Extracted records:
** START **
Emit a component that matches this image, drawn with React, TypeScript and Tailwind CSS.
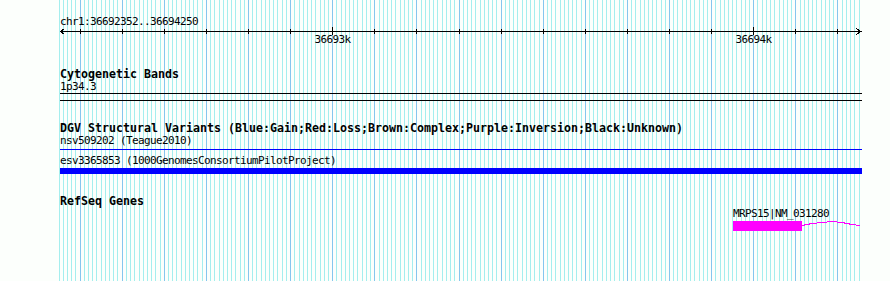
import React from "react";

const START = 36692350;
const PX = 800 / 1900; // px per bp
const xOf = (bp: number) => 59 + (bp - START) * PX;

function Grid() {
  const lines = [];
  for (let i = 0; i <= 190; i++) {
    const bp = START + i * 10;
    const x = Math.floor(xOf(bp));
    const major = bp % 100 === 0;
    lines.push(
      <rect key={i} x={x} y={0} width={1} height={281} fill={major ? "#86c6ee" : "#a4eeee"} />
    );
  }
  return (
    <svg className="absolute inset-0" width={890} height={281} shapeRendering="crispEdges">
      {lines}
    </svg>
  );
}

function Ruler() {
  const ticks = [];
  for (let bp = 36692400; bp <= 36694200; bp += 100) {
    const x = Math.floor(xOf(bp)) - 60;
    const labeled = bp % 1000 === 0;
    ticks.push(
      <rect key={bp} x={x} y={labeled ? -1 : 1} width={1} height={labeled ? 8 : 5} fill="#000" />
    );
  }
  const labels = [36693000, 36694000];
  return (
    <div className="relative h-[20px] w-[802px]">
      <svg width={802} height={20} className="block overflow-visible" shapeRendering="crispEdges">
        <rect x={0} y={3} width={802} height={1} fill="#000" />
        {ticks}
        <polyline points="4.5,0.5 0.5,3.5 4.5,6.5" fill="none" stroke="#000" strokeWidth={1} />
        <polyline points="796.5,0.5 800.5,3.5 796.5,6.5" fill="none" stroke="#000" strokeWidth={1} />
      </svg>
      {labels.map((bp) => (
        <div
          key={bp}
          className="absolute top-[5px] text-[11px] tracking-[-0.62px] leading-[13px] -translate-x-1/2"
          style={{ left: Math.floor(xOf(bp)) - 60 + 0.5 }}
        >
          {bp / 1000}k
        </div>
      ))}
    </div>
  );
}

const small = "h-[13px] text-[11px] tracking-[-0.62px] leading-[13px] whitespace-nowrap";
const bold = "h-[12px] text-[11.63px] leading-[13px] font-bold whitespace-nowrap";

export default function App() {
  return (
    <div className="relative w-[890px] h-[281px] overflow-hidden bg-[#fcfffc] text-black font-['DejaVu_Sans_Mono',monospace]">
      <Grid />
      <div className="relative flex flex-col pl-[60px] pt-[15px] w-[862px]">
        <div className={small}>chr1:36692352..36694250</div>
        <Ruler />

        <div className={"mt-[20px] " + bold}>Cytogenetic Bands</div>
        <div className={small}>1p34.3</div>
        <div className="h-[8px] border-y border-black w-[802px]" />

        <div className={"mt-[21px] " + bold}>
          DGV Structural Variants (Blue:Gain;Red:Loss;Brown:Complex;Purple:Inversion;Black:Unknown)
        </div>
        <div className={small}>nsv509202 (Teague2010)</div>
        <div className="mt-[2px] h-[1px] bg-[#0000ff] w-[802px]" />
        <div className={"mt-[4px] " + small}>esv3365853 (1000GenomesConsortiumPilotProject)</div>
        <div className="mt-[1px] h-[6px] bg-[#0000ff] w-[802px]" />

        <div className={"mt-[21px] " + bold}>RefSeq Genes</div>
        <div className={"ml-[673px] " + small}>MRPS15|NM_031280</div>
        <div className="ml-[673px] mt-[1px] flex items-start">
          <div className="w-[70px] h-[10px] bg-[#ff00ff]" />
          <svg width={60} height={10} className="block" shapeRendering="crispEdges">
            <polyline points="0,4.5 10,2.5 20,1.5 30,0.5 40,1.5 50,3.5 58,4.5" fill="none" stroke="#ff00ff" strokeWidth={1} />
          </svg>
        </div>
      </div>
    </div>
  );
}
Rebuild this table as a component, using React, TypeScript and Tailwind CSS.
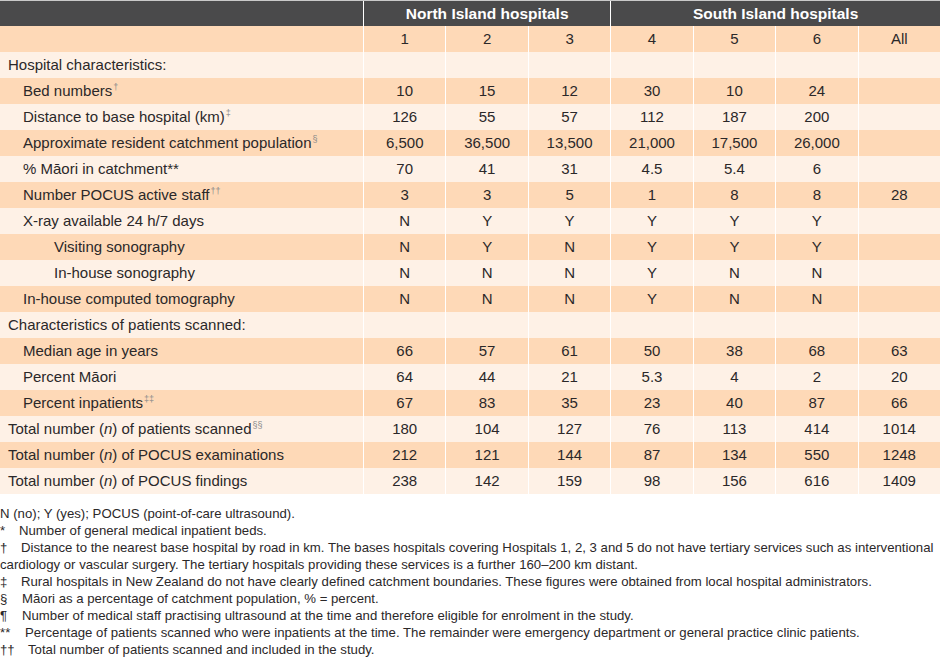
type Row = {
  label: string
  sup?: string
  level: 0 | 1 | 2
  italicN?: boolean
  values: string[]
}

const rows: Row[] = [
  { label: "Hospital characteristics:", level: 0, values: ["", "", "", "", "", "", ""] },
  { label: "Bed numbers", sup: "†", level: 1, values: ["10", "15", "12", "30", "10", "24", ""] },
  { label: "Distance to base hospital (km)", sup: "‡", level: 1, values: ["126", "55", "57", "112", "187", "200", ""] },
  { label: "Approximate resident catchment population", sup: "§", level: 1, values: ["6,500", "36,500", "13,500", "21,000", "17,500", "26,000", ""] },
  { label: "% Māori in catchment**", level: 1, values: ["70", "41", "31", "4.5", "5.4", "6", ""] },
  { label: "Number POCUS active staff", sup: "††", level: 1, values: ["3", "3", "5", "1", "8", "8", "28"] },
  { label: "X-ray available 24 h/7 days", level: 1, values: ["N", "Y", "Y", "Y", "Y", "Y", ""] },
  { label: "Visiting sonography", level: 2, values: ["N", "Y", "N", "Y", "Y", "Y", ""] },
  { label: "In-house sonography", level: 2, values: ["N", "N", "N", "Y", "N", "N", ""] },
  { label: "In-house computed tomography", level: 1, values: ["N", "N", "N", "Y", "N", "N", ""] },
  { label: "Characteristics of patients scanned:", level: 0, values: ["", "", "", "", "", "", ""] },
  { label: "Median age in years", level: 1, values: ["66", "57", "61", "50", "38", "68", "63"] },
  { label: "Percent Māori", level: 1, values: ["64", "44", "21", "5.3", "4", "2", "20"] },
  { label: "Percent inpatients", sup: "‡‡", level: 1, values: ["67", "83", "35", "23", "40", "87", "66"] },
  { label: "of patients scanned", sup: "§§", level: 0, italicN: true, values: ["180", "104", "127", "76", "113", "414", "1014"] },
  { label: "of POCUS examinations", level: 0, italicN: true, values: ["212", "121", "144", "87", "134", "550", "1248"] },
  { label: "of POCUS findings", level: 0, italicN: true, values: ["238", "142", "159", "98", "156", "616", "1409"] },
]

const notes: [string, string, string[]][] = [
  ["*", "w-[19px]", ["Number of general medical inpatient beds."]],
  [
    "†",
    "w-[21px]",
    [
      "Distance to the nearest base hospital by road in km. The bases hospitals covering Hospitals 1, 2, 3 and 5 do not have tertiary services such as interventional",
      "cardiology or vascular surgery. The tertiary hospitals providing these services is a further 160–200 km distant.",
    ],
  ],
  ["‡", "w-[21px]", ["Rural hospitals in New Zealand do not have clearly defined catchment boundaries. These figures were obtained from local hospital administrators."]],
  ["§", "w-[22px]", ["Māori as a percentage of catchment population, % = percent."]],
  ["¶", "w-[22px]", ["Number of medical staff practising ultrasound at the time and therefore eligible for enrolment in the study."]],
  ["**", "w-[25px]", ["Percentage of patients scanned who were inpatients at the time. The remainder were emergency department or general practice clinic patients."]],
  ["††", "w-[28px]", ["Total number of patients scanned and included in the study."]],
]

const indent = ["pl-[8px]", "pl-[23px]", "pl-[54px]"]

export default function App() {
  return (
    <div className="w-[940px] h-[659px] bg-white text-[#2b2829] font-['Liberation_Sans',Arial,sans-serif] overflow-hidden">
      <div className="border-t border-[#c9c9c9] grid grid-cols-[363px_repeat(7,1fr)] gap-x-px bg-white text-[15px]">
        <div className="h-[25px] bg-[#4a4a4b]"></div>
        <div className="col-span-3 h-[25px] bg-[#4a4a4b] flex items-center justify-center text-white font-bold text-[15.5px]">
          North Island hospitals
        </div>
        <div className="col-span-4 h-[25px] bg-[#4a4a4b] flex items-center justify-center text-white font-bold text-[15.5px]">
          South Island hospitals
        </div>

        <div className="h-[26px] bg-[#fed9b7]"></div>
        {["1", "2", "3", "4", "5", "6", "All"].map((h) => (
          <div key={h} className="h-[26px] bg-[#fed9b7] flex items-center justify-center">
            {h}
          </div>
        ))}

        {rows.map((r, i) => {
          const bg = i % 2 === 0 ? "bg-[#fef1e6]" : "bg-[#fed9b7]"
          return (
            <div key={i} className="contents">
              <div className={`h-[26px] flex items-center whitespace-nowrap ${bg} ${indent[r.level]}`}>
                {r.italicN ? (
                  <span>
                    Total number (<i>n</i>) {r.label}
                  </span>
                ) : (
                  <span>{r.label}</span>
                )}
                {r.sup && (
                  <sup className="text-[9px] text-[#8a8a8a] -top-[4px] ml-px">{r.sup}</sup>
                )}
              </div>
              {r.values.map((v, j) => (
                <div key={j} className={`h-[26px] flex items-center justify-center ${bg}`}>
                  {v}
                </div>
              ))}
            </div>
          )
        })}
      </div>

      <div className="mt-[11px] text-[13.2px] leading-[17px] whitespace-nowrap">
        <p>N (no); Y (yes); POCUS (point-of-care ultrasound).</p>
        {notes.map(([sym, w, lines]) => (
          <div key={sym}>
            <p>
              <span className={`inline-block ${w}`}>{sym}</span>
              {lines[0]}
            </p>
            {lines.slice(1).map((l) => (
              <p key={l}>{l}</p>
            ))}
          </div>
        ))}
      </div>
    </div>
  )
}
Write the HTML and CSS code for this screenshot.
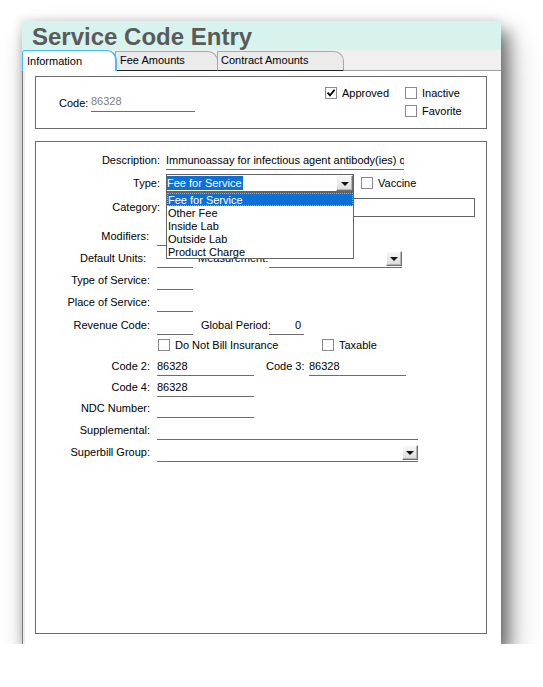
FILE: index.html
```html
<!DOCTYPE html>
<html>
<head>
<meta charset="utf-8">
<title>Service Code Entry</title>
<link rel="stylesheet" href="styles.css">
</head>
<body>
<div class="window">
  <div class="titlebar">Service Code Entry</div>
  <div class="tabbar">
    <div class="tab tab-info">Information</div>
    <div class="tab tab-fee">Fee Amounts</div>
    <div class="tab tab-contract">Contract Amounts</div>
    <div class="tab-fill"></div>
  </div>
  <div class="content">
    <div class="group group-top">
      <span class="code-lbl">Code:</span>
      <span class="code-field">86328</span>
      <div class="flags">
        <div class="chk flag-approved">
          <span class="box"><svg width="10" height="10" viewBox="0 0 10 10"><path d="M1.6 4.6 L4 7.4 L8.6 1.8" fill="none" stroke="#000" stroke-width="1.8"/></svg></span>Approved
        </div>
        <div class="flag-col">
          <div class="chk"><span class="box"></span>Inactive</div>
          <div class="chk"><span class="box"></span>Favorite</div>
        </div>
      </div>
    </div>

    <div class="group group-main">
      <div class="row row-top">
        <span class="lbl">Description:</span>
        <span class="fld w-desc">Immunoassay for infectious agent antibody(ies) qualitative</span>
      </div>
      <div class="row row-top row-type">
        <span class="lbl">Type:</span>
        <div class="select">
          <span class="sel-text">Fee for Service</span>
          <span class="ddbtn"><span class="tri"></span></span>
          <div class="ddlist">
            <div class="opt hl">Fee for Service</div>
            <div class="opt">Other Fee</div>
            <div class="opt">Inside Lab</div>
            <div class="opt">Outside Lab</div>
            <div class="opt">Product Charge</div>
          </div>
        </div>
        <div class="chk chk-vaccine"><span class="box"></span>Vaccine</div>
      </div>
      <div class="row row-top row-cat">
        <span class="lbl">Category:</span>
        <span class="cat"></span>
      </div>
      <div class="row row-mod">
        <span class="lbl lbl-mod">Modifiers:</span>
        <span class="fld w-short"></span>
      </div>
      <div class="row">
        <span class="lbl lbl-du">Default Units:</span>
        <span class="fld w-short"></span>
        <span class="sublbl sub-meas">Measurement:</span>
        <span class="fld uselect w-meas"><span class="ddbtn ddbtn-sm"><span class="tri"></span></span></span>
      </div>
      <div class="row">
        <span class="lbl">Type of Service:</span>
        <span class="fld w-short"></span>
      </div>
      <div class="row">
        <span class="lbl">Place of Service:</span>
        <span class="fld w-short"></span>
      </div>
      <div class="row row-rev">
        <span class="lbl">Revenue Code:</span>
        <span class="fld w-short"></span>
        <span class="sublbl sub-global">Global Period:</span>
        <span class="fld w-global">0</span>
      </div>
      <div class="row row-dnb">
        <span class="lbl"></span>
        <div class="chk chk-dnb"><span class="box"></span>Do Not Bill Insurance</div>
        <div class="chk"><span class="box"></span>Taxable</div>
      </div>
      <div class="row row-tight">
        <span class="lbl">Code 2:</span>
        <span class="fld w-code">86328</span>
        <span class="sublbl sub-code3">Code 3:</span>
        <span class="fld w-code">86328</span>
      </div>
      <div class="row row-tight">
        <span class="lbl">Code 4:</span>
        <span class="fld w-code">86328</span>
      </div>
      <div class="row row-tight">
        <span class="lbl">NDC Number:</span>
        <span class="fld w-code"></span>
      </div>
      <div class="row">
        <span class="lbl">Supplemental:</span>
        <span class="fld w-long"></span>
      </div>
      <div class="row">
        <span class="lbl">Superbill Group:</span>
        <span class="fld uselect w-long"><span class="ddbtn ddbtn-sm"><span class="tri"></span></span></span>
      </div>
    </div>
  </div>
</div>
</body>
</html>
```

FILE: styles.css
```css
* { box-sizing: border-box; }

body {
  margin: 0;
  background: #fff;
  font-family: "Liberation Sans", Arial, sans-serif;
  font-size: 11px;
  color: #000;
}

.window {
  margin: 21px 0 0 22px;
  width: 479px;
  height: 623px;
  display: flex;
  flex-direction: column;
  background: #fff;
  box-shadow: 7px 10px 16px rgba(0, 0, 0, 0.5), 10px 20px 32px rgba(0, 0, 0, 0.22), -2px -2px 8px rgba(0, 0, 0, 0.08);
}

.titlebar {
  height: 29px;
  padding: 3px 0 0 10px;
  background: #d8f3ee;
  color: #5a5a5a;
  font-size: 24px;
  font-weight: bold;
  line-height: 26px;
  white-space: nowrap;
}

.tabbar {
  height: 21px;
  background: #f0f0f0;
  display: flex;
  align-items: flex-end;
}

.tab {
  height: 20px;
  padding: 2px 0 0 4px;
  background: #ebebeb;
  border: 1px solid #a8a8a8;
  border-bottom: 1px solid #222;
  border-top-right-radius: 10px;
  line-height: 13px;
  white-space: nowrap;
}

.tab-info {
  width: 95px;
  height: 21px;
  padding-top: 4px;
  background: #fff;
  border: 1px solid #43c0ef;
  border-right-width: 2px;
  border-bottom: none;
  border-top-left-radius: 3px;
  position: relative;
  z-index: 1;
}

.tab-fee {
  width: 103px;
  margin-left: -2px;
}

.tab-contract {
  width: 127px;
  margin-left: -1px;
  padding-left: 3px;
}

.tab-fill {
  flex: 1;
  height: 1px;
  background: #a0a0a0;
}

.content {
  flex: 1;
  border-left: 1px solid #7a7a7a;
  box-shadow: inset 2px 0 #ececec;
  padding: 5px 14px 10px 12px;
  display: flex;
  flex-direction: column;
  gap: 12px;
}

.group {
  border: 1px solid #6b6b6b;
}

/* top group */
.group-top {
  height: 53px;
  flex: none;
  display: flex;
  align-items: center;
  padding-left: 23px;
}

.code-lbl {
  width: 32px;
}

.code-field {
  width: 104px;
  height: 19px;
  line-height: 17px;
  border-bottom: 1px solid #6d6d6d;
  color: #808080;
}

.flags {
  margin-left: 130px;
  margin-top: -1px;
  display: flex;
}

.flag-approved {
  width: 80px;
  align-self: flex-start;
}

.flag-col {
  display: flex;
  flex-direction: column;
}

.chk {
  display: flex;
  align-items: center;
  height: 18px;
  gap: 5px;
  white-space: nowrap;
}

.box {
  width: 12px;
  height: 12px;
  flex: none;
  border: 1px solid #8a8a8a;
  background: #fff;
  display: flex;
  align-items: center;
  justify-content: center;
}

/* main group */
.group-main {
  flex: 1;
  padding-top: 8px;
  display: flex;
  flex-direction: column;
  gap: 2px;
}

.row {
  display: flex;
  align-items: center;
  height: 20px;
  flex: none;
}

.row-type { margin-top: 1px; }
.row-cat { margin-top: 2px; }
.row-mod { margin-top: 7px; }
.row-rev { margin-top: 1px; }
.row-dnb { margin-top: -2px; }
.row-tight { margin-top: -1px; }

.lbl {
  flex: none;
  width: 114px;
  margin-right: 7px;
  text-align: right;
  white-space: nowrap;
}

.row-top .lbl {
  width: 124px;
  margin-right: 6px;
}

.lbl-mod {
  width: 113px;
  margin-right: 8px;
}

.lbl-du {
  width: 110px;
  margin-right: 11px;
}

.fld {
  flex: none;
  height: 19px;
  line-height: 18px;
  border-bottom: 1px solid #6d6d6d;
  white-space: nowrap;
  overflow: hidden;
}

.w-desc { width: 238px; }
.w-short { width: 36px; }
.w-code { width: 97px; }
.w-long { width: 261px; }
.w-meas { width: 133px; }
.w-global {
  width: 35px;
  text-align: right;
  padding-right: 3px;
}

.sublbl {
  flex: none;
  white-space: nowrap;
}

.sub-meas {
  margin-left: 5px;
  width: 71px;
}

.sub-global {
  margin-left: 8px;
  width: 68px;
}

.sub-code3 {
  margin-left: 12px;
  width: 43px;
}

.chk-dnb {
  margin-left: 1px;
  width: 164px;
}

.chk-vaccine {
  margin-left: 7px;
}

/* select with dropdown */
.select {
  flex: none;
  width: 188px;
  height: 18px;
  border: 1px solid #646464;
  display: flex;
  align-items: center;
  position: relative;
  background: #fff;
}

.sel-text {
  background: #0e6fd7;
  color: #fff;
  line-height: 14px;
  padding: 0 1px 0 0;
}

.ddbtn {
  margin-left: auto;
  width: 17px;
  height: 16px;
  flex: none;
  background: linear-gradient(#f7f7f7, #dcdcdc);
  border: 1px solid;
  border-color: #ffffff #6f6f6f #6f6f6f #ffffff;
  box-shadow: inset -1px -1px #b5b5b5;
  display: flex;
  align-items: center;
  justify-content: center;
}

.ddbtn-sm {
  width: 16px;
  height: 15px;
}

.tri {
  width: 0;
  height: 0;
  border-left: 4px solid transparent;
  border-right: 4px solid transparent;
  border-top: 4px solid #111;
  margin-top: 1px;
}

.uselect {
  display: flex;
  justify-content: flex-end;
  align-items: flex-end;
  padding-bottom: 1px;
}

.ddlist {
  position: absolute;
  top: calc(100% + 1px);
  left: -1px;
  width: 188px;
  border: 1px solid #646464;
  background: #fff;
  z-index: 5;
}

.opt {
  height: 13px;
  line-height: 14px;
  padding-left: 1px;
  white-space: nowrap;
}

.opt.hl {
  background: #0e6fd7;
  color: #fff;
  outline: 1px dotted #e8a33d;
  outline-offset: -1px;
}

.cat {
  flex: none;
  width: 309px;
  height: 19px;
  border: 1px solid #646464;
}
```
** END **
Work to be completed: Reproduce only the lines from the beginning of the data through the line that contains "const xOf = (bp: number)", both included, and please drop the pictures.

Written reply:
Emit a component that matches this image, drawn with React, TypeScript and Tailwind CSS.
import React from "react";

const START = 36692350;
const PX = 800 / 1900; // px per bp
const xOf = (bp: number) => 59 + (bp - START) * PX;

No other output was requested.